We’re on our fifth picture now, and of the five, three have had Santa holding doll’s heads. Decapitation fetish perhaps? The caption claims that’s he’s fitting the head onto the doll – but the picture tells a different story, and the dolls in the background look anxious…
The exact same setup once again – Santa’s garage must not have a diversity of photographic angles. Santa’s now doing some sewing while dolls watch on. The elves are still missing. I’m starting to wonder where the Tru Vue photographer found this Santa – perhaps living in a van down by the river? At a truck stop? The answer is probably lost to history.
The doll must have a hat. If the doll doesn’t have a hat, some little girl might notice the drill holes in the head, into which Draino has been poured. Still no elves.
He must take both with him. Two dolls! Considering that, in 1938, the world population was about 2.3 billion, of which we can guess that at least 300 million were children – if half of the children were good, that’s 150,000,000 presents to be delivered, assuming only one present for each child. But it seems such a chore to have to deliver both of the dolls!
Santa stuffing both of his dolls into the sack. But wait – it looks like there’s already a bunch of stuff in there. I’m starting to get a sinking feeling, as I realize that we still haven’t seen a solitary elf… would an elvish body fit in that sack?!?!?!
It would appear to be home invasion time. Except for the fact that this huge “chimney” is clearly a (badly) painted cardboard box, and Santa is clearly standing comfortably, with his
bodybag for elves sack flung over his shoulder. Note the larger doll trying to escape – clearly damaged goods after spending time in Santa’s Garage.
Is Santa delivering presents to a crack den? Why is the window boarded off? What “other presents” are in the sack? And why is the fire still going in, presumably, the middle of the night? Theory: Santa’s going to put the
murdered elves other presents in the fire and “dispose” of them, in return for bringing a hastily made doll to this crack den little girl’s domicile.
Christmas morning? What, at 3AM? This looks like it was taken as soon as the fire went out – presumably the “extra presents” consumed the rest of the fuel. Either that, or the crack den theory holds – no natural daylight is reaching this shadowy room. Santa has long since escaped back up his cardboard chimney, and now a little girl has arrived on the scene in a kimono. The doll pokes out of the stocking like the head of a caterpillar from Hell. Keep in mind that this was intended for children.
Kimono Girl loves her new “dolly” so much that her first action is to scold it in front of the other presents. It’s apparently still the middle of the night inside her crack den, but there are no unnecessary parental figures around, and the creepy uncle figure is probably back in “the Northland”, agonizing over the textiles to be used on the next hastily made toy that will act as cover as he disposes of an elf.

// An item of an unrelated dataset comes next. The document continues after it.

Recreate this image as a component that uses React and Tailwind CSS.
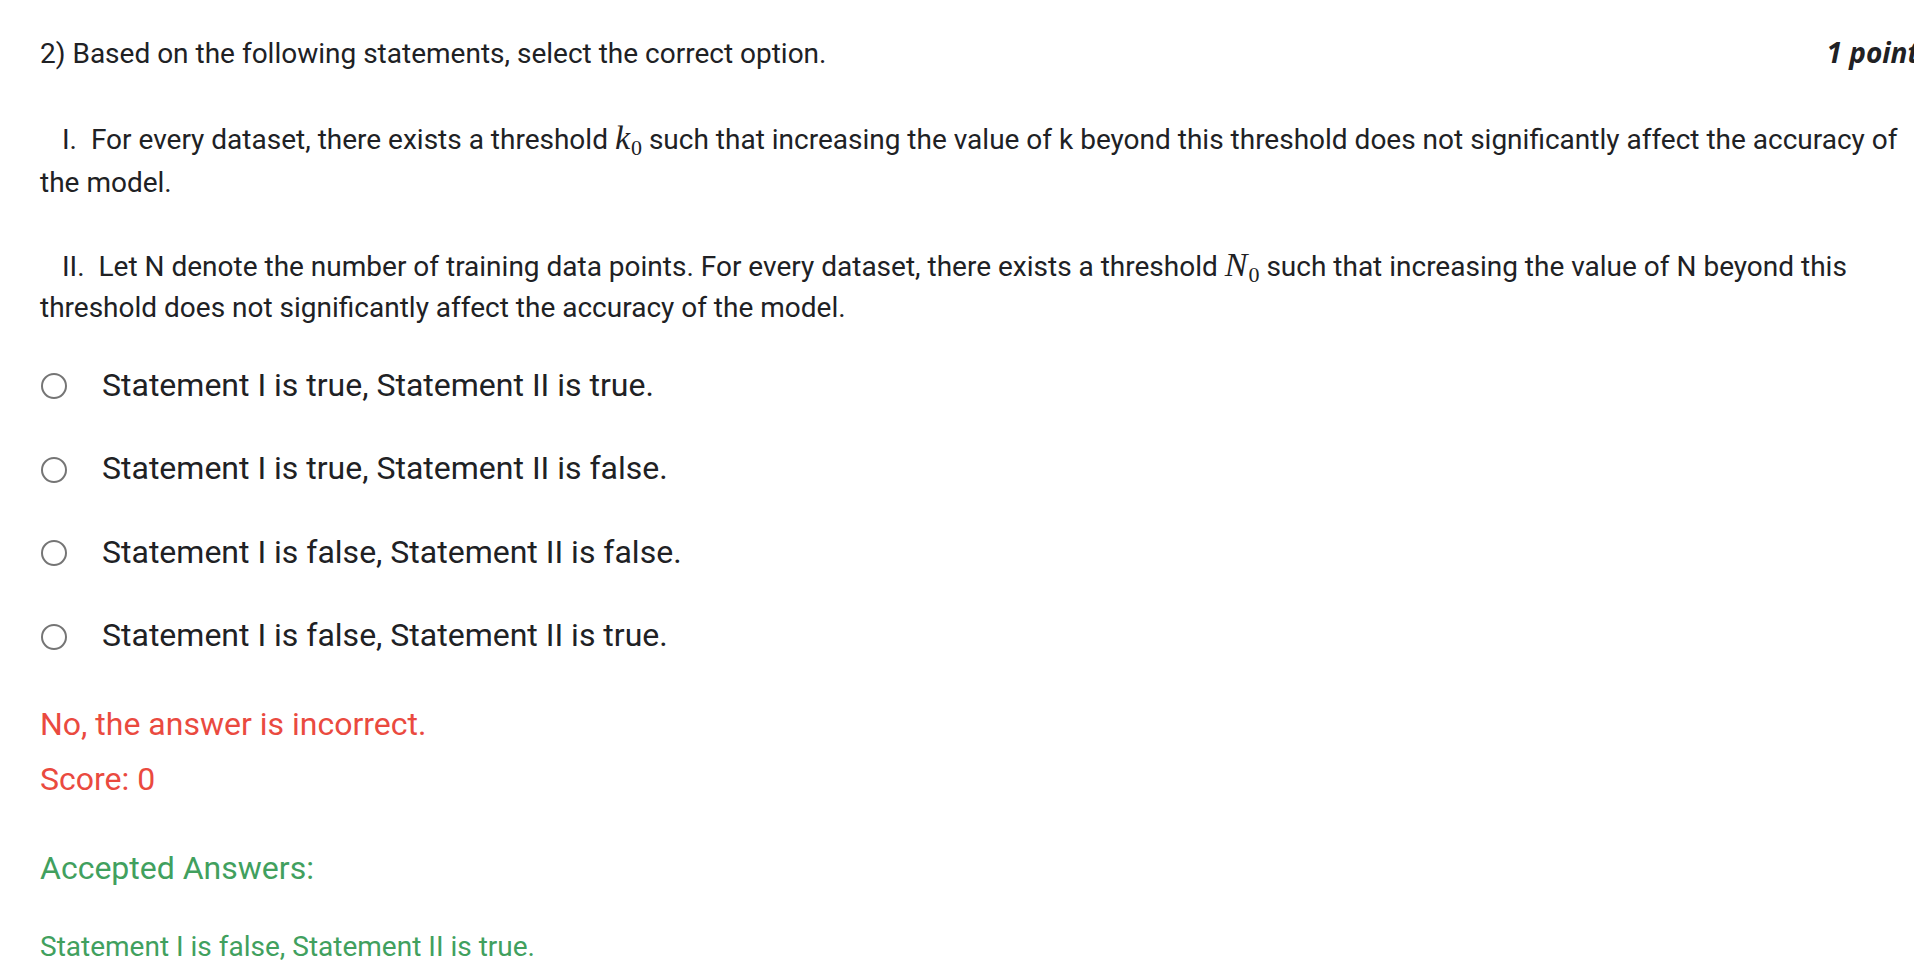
import React from "react";

function MathVar({ v }) {
  return (
    <span className="whitespace-nowrap">
      <span className="font-['Liberation_Serif',serif] italic text-[34px] leading-none">{v}</span>
      <span className="font-['Liberation_Serif',serif] text-[22px] leading-none align-[-6px] ml-[1px]">0</span>
    </span>
  );
}

const options = [
  "Statement I is true, Statement II is true.",
  "Statement I is true, Statement II is false.",
  "Statement I is false, Statement II is false.",
  "Statement I is false, Statement II is true.",
];

export default function App() {
  return (
    <div className="w-[1914px] h-[978px] overflow-hidden bg-white text-[#202124] font-['Roboto',sans-serif]">
      <div className="w-[1919px] pl-[40px] pt-[31px]">
        <div className="flex justify-between items-baseline text-[28px] leading-[42px]">
          <span>2) Based on the following statements, select the correct option.</span>
          <span className="font-['Open_Sans',sans-serif] italic font-bold text-[28px]">1 point</span>
        </div>

        <p className="mt-[43px] text-[28px] leading-[43px] indent-[22px]">
          I.{"\u00a0 "}For every dataset, there exists a threshold <MathVar v="k" /> such that increasing the value of k beyond this threshold does not significantly affect the accuracy of the model.
        </p>

        <p className="mt-[42px] text-[28px] leading-[41px] indent-[22px]">
          II.{"\u00a0 "}Let N denote the number of training data points. For every dataset, there exists a threshold <MathVar v="N" /> such that increasing the value of N beyond this threshold does not significantly affect the accuracy of the model.
        </p>

        <div className="mt-[15px] flex flex-col">
          {options.map((o) => (
            <div key={o} className="flex items-center h-[83.5px]">
              <div className="w-[26px] h-[26px] rounded-full border-2 border-[#757575] ml-[1px] mr-[35px] mt-[3px] shrink-0" />
              <span className="text-[32px] leading-[48px]">{o}</span>
            </div>
          ))}
        </div>

        <div className="mt-[23px] text-[32px] leading-[48px] text-[#ea4a3f]">No, the answer is incorrect.</div>
        <div className="mt-[7px] text-[32px] leading-[48px] text-[#ea4a3f]">Score: 0</div>

        <div className="mt-[41px] text-[32px] leading-[48px] text-[#41a05e]">Accepted Answers:</div>
        <div className="mt-[34px] text-[28px] leading-[42px] text-[#41a05e]">Statement I is false, Statement II is true.</div>
      </div>
    </div>
  );
}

This doll seriously looks like it would like nothing more than to escape from its terrible new overlord! Or maybe it’s just looking for the source of the “toasted elf” smell in the crack den. In any case, Kimono Girl’s expression is inscrutable, a sort of half smile. The same sort one might expect out of someone ordered to “start smiling, or you go back in your crate”. Her crossed arms, restraining the mournful little doll, show off what in Eastern Bloc countries of the era would be an engagement ring. What’s going on here?
Whew! The “children’s” slide show is over, and my trauma level is not quite at “chew some Valium and go lie down” status. But seriously – we have truck stop Santa alone in his elf-free garage-corner “workshop”, playing with various doll heads, before heading out with a sack that is way too large for two dolls. Then we have him breaking into a crack den with his sack, presumably after the large doll has made an escape, and delivering the small doll to the Russian Mail Order Child Bride, and getting rid of some evidence of his own, before beating a quick retreat back to his “workshop”. I guess dreams have come true for girls – but as for me, that was pure nightmare fuel.
For a less-insane look at Christmas through the Tru Vue stereoscope, check out “The Night Before Christmas“.
Merry Christmas One and All!
This post is dedicated (a day early) to Anthony Paul “Pookie” Brooks, 23/12/1980-8/7/2010, who in Third Grade joined me in the principal’s office after jointly writing, drawing, and distributing a comic book entitled “Santa’s Slay”.